The statement said all this was "for too long kept secret inside a small circle" in the community. In 2008, it said, diocesan and Vatican officials intervened and removed Croissant from diaconal ministry and forced him to leave the community.

Although Croissant has been told to live in silence and penitence, he has continued to give talks and hold meetings without the church's permission, the statement said.

"The community is deeply ashamed by the behavior of (Croissant) and expresses its closeness to the suffering of those who were abused by him," the statement said. It said the community would do everything to ensure that such abuses do not occur again.
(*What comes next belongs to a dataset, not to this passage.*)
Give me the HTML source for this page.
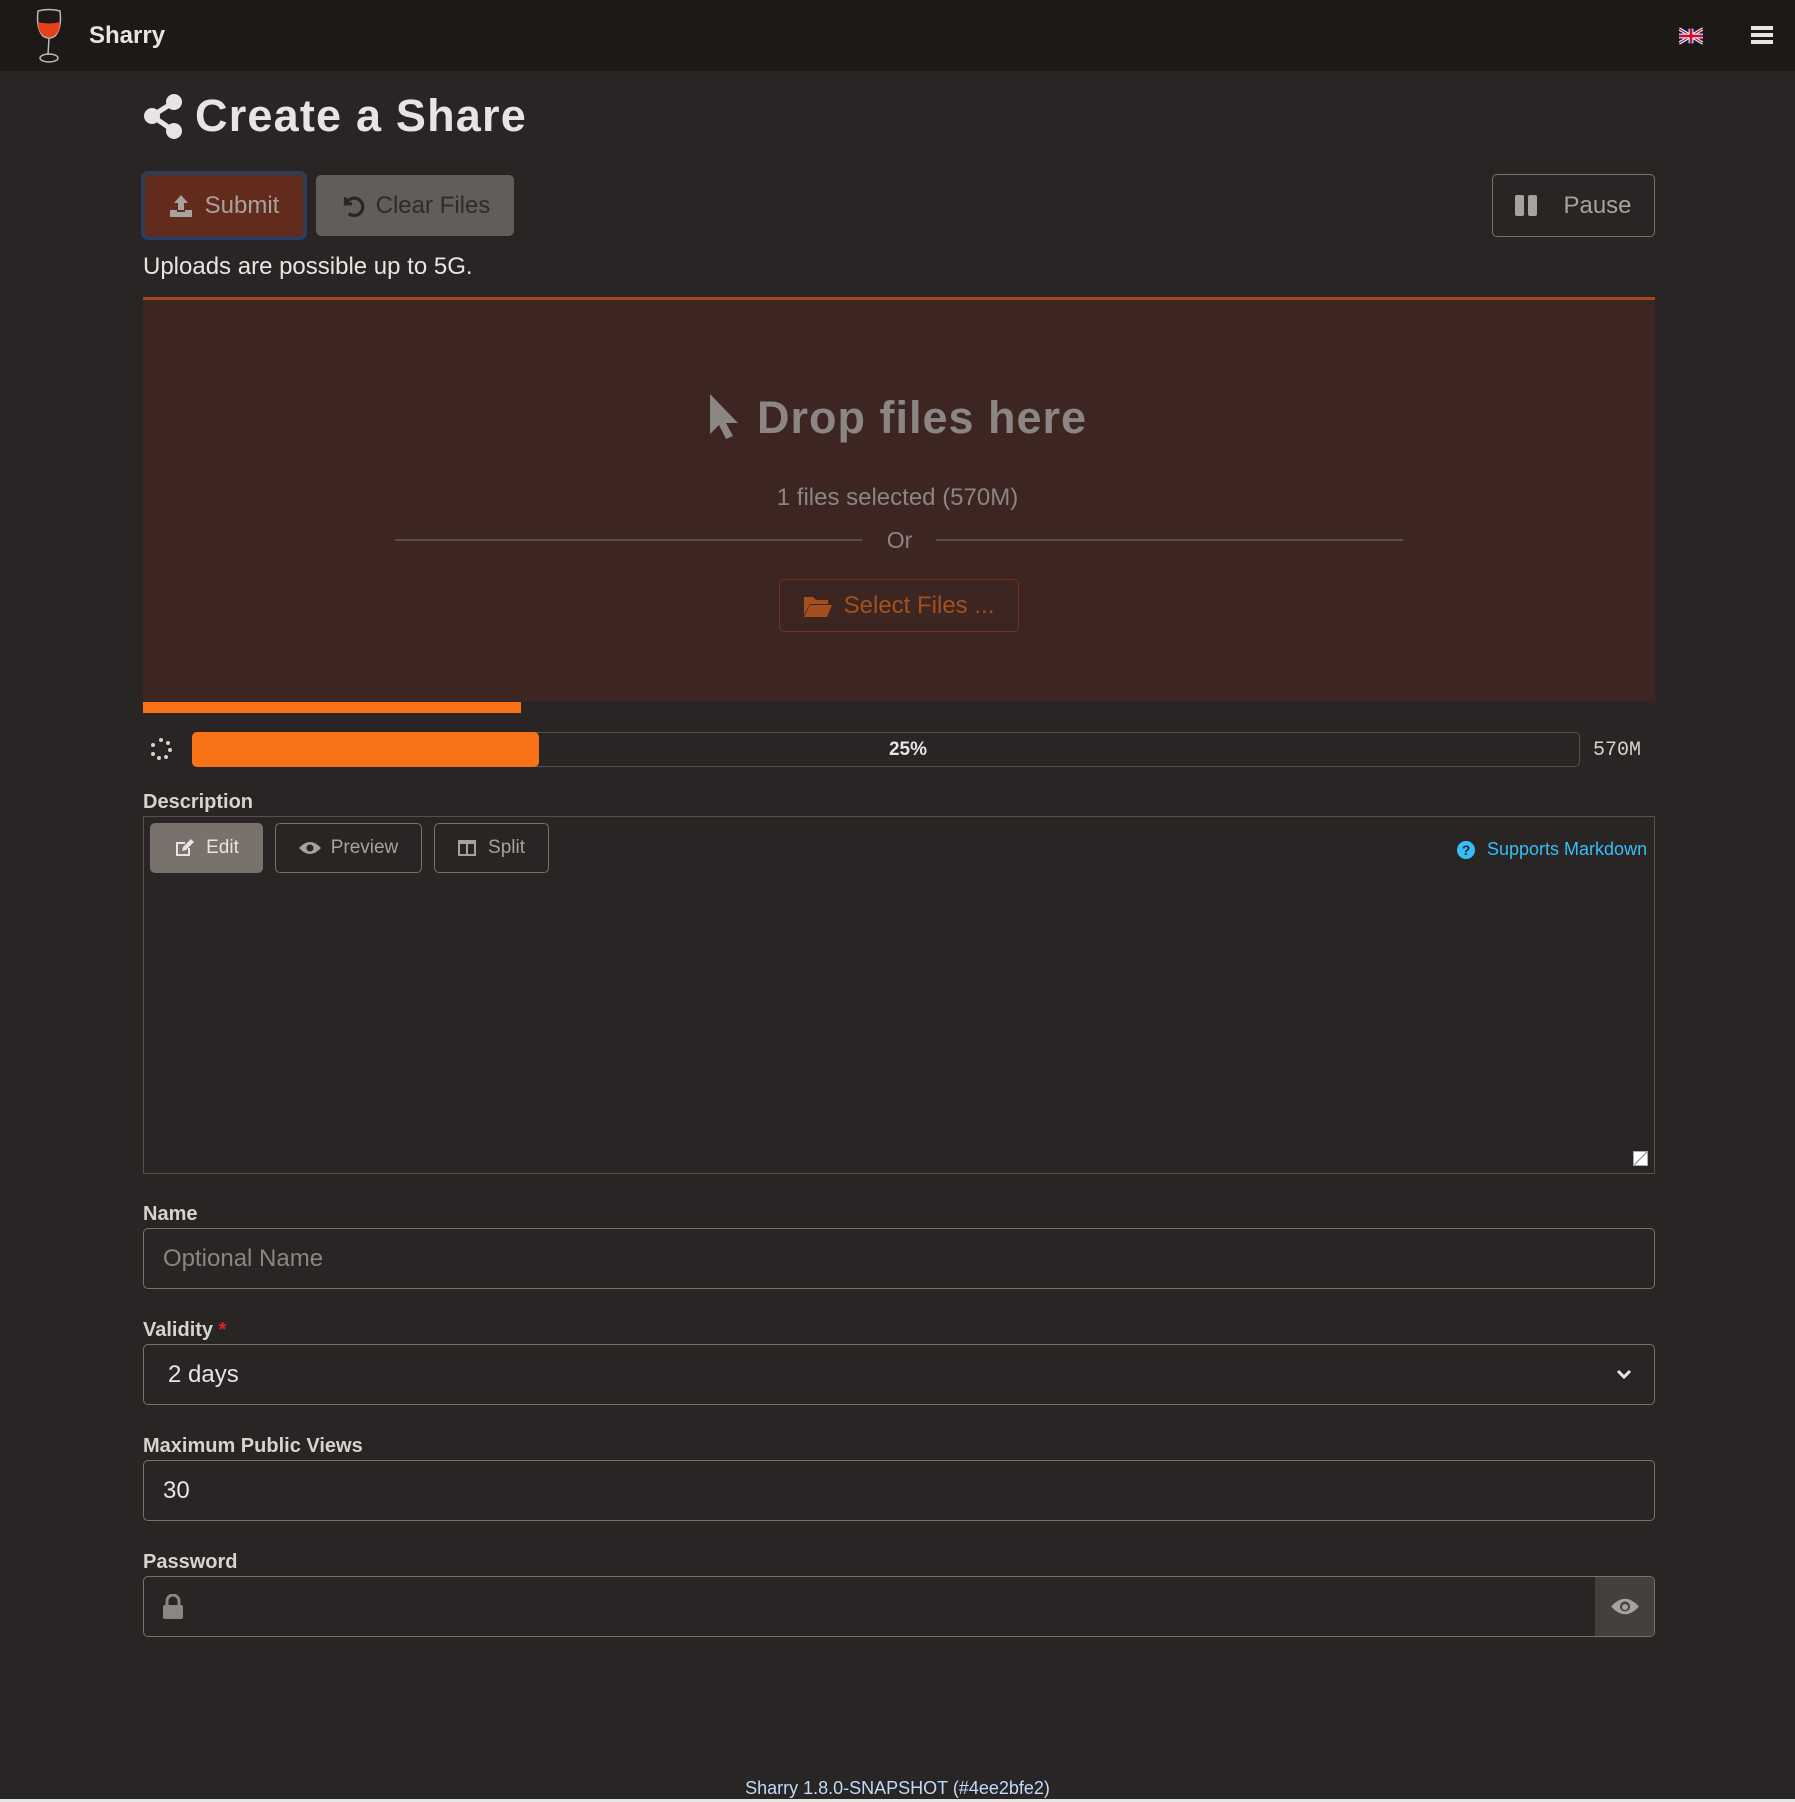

The statement said abuse also was committed against members by Croissant's brother, who served for a time as the head of the community but was expelled when the accusations came to light in 2010.

The community said the first signs of "fragility and error" began to appear in the movement in 2002. In addition to acts of abuse, it cited "unbalanced psycho-spiritual practices," a confusion between consecrated and lay status of members, and problems of governance.

Many members began to leave, and in 2007 the Vatican first outlined a restructuring program for the movement, reconstituting it as a community of diocesan right, under the canonical authority of the archbishop of Toulouse, France. In 2010, in the face of continual internal divisions, the Vatican named Dominican Father Henry Donneaud to take charge of the organization and complete the process of internal reconciliation.

The statement posted online, which was signed by Father Donneaud and the community's general council, said that despite the mistakes of the past, it was false and defamatory to call the Community of the Beatitudes a "sect." It said the community has placed its fate in the hands of the church, which in turn has recognized the community's "authentic fruits of vitality, solidarity and evangelical witness."

The community is active in more than 60 dioceses around the world, including the Archdiocese of Denver.